– Так и писать? – жалобно спросил Антон, боясь обернуться.
– Да, прям так и пиши, – гортанным басом велело чудовище.
Оно сидело в тени в дальнем углу комнаты, куда свет от настольной лампы едва доставал. Пока писатель исправлял ошибки, чудовище съело горячие пельмени, а теперь лениво равняло напильником когти, при этом выстукивая жвалами популярные ритм, словно это барабанные палочки.

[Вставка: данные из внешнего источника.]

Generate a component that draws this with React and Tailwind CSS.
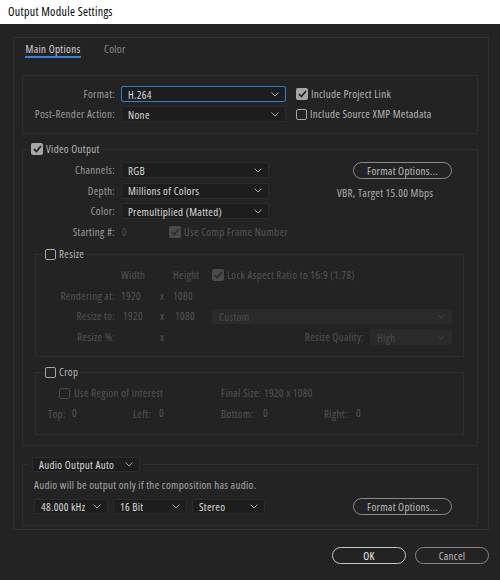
import React from "react";

function Chevron({ dim }) {
  return (
    <svg width="8" height="5" viewBox="0 0 8 5" className="shrink-0">
      <path d="M0.5 0.5 L4 4 L7.5 0.5" fill="none" stroke={dim ? "#474747" : "#a8a8a8"} strokeWidth="1" />
    </svg>
  );
}

function Select({ value, w, h = "h-4", focused, disabled, className = "" }) {
  const tone = disabled
    ? "bg-[#2a2a2a] border-[#2a2a2a] text-[#4c4c4c]"
    : focused
    ? "bg-[#1d1d1d] border-[#2d7fd6] text-[#dcdcdc]"
    : "bg-[#1d1d1d] border-[#2c2c2c] text-[#dcdcdc]";
  return (
    <div className={`${w} ${h} ${tone} ${className} border rounded-[2px] flex items-center justify-between pl-[6px] pr-[6px] shrink-0`}>
      <span className="leading-none">{value}</span>
      <Chevron dim={disabled} />
    </div>
  );
}

function Check({ checked, disabled, className = "" }) {
  if (checked) {
    return (
      <div className={`w-3 h-3 rounded-[2px] flex items-center justify-center shrink-0 ${disabled ? "bg-[#4a4a4a]" : "bg-[#a6a6a6]"} ${className}`}>
        <svg width="9" height="8" viewBox="0 0 9 8">
          <path d="M1 4 L3.4 6.5 L8 1" fill="none" stroke={disabled ? "#2a2a2a" : "#1c1c1c"} strokeWidth="1.6" />
        </svg>
      </div>
    );
  }
  return (
    <div className={`w-[11px] h-[11px] rounded-[2px] border-[1.5px] shrink-0 ${disabled ? "border-[#4a4a4a]" : "border-[#a6a6a6]"} ${className}`} />
  );
}

function PillButton({ children, w, strong, className = "" }) {
  return (
    <div
      className={`${w} h-[17px] rounded-full border-[1.5px] flex items-center justify-center shrink-0 ${
        strong ? "border-[#c9c9c9] text-[#f2f2f2]" : "border-[#8a8a8a] text-[#bdbdbd]"
      } ${className}`}
    >
      {children}
    </div>
  );
}

function Label({ children, w, dim }) {
  return (
    <div className={`${w} text-right shrink-0 ${dim ? "text-[#545454]" : "text-[#9c9c9c]"}`}>{children}</div>
  );
}

export default function App() {
  return (
    <div
      className="w-[500px] h-[580px] bg-[#232323] flex flex-col text-[11px] leading-[14px] tracking-[0.3px] text-[#a8a8a8] whitespace-nowrap font-stretch-[75%]"
      style={{ fontFamily: "'Open Sans', Roboto, sans-serif" }}
    >
      <div className="h-6 bg-white text-black text-[12px] flex items-center pl-2 shrink-0">Output Module Settings</div>

      <div className="ml-[13px] mt-[13px] w-[476px] h-[493px] border border-[#303030] flex flex-col">
        {/* tabs */}
        <div className="flex h-5 pl-[11px] gap-[23px]">
          <div className="flex flex-col w-14 items-center">
            <div className="pt-1 h-[18px] text-[#d6d6d6]">Main Options</div>
            <div className="h-[2px] w-14 bg-[#2d83e0]" />
          </div>
          <div className="pt-1 text-[#8c8c8c]">Color</div>
        </div>

        {/* format */}
        <div className="mt-[17px] ml-2 w-[456px] h-[59px] border border-[#2f2f2f] pt-[10px] flex flex-col gap-1">
          <div className="flex items-center h-4">
            <Label w="w-[92px]">Format:</Label>
            <Select value="H.264" w="w-[165px]" focused className="ml-[6px]" />
            <Check checked className="ml-[10px]" />
            <span className="ml-[3px] text-[#b6b6b6]">Include Project Link</span>
          </div>
          <div className="flex items-center h-4">
            <Label w="w-[92px]">Post-Render Action:</Label>
            <Select value="None" w="w-[165px]" className="ml-[6px]" />
            <Check className="ml-[10px]" />
            <span className="ml-[3px] text-[#b6b6b6]">Include Source XMP Metadata</span>
          </div>
        </div>

        {/* video output */}
        <fieldset className="mt-2 ml-2 w-[456px] h-[304px] border border-[#2f2f2f]">
          <legend className="ml-[6px] px-[2px] flex items-center h-[14px]">
            <Check checked />
            <span className="ml-[3px] text-[#b6b6b6]">Video Output</span>
          </legend>
          <div className="mt-[6px] flex">
            <div className="flex flex-col gap-[4.5px]">
              <div className="flex items-center h-4">
                <Label w="w-[92px]">Channels:</Label>
                <Select value="RGB" w="w-[148px]" className="ml-[6px]" />
              </div>
              <div className="flex items-center h-4">
                <Label w="w-[92px]">Depth:</Label>
                <Select value="Millions of Colors" w="w-[148px]" className="ml-[6px]" />
              </div>
              <div className="flex items-center h-4">
                <Label w="w-[92px]">Color:</Label>
                <Select value="Premultiplied (Matted)" w="w-[148px]" className="ml-[6px]" />
              </div>
            </div>
            <div className="ml-[68px] flex flex-col">
              <PillButton w="w-[99px]" className="ml-4">Format Options...</PillButton>
              <div className="mt-[7px] text-[#b0b0b0]">VBR, Target 15.00 Mbps</div>
            </div>
          </div>
          <div className="mt-[5px] flex items-center h-4">
            <Label w="w-[92px]">Starting #:</Label>
            <span className="ml-[7px] w-[47px] text-[#4c4c4c]">0</span>
            <Check checked disabled />
            <span className="ml-[3px] text-[#565656]">Use Comp Frame Number</span>
          </div>

          {/* resize */}
          <fieldset className="mt-[7px] ml-[12px] w-[429px] h-[110px] border border-[#2f2f2f] text-[#545454]">
            <legend className="ml-[7px] px-[2px] flex items-center h-[14px]">
              <Check />
              <span className="ml-[3px] text-[#b6b6b6]">Resize</span>
            </legend>
            <div className="mt-[6px] flex items-center h-4">
              <div className="w-[85px]" />
              <span className="w-[52px]">Width</span>
              <span className="w-[39px]">Height</span>
              <Check checked disabled />
              <span className="ml-[3px]">Lock Aspect Ratio to 16:9 (1.78)</span>
            </div>
            <div className="mt-[5px] flex items-center h-4">
              <Label w="w-[79px]" dim>Rendering at:</Label>
              <span className="ml-[6px] w-[39px]">1920</span>
              <span className="w-[13px]">x</span>
              <span>1080</span>
            </div>
            <div className="mt-1 flex items-center h-4">
              <Label w="w-[79px]" dim>Resize to:</Label>
              <span className="ml-2 w-[37px]">1920</span>
              <span className="w-[15px]">x</span>
              <span className="w-[37px]">1080</span>
              <Select value="Custom" w="w-[240px]" h="h-[15px]" disabled />
            </div>
            <div className="mt-[5px] flex items-center h-4">
              <Label w="w-[79px]" dim>Resize %:</Label>
              <span className="ml-[45px] w-[13px]">x</span>
              <div className="w-[191px] text-right">Resize Quality:</div>
              <Select value="High" w="w-[82px]" disabled className="ml-[6px]" />
            </div>
          </fieldset>

          {/* crop */}
          <fieldset className="mt-2 ml-[12px] w-[429px] h-[70px] border border-[#2f2f2f] text-[#545454]">
            <legend className="ml-[7px] px-[2px] flex items-center h-[14px]">
              <Check />
              <span className="ml-[3px] text-[#b6b6b6]">Crop</span>
            </legend>
            <div className="mt-[6px] flex items-center h-4">
              <Check disabled className="ml-[23px]" />
              <span className="ml-[4px] w-[147px]">Use Region of Interest</span>
              <span>Final Size: 1920 x 1080</span>
            </div>
            <div className="mt-[5px] flex items-center h-4">
              <span className="ml-[12px] w-[24px]">Top:</span>
              <span className="w-[61px] -mt-[2px]">0</span>
              <span className="w-[26px]">Left:</span>
              <span className="w-[62px] -mt-[2px]">0</span>
              <span className="w-[42px]">Bottom:</span>
              <span className="w-[61px] -mt-[2px]">0</span>
              <span className="w-[32px]">Right:</span>
              <span className="-mt-[2px]">0</span>
            </div>
          </fieldset>
        </fieldset>

        {/* audio */}
        <fieldset className="mt-[11px] ml-2 w-[456px] h-[69px] border border-[#2f2f2f]">
          <legend className="ml-[6px] px-[3px]">
            <Select value="Audio Output Auto" w="w-[108px]" h="h-[15px]" className="border-[#2c2c2c]" />
          </legend>
          <div className="mt-[6px] ml-[11px] text-[#a8a8a8]">Audio will be output only if the composition has audio.</div>
          <div className="mt-[6px] ml-[11px] flex items-center">
            <Select value="48.000 kHz" w="w-[74px]" h="h-[15px]" />
            <Select value="16 Bit" w="w-[74px]" h="h-[15px]" className="ml-[5px]" />
            <Select value="Stereo" w="w-[73px]" h="h-[15px]" className="ml-[5px]" />
            <PillButton w="w-[99px]" className="ml-[88px]">Format Options...</PillButton>
          </div>
        </fieldset>
      </div>

      <div className="mt-[17px] flex justify-end pr-[11px] gap-[9px]">
        <PillButton w="w-[74px]" strong>OK</PillButton>
        <PillButton w="w-[74px]">Cancel</PillButton>
      </div>
    </div>
  );
}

Антон хотел было возразить что-то про саспиенс и правила жанра, но коснулся щеки со свежим фингалом и резко передумал. Положил руки на клавиатуру и с тяжким вздохом напечатал:
«По его гладко выбритой, просушенной от пота спине пробежала бригада из десяти мурашек в касках и сандалиях. Они делали перерывы каждые несколько сантиметров и отдыхали в кондиционируемых помещениях, где можно было посидеть и выпить свежей воды.
Сердце колотилось бешено, но пределах ста двадцати ударов в минуту, не срываясь в аритмию, стенокардию и прочие нарушения сердечного ритма. А врач-терапевт, что стоял поблизости, регулярно замерял артериальное давление.
Зубы, защищённые каппой, негромко залязгали. А когда чудовище подошло ближе, то и вовсе сжались до… Просто сжались с нагрузкой, не превышающей двенадцати атмосфер. На всякий случай стоматолог, что стоял рядом с врачом-терапевтом, осмотрел дёсны и…»
Дописать Антон не успел. Услышал прямо за спиной тяжёлое зловонное дыхание и зажмурился в ожидании удара.
– А последнее предложение ты зачем написал? – недовольно пророкотало чудовище. – Отставить самодеятельность.
– Мне что… – Антон нервно сглотнул и дрожащим голосом произнес: – Мне опять переписывать? Да?
Чудовище заколебалось. Оно слегка приоткрыло занавеску, выглянуло на улицу и поморщилось при виде предрассветного неба.
– Ладно, пусть будет. Добавь там для чудовища красивую самку и заканчивай. И не забудь, все жили долго и счастливо.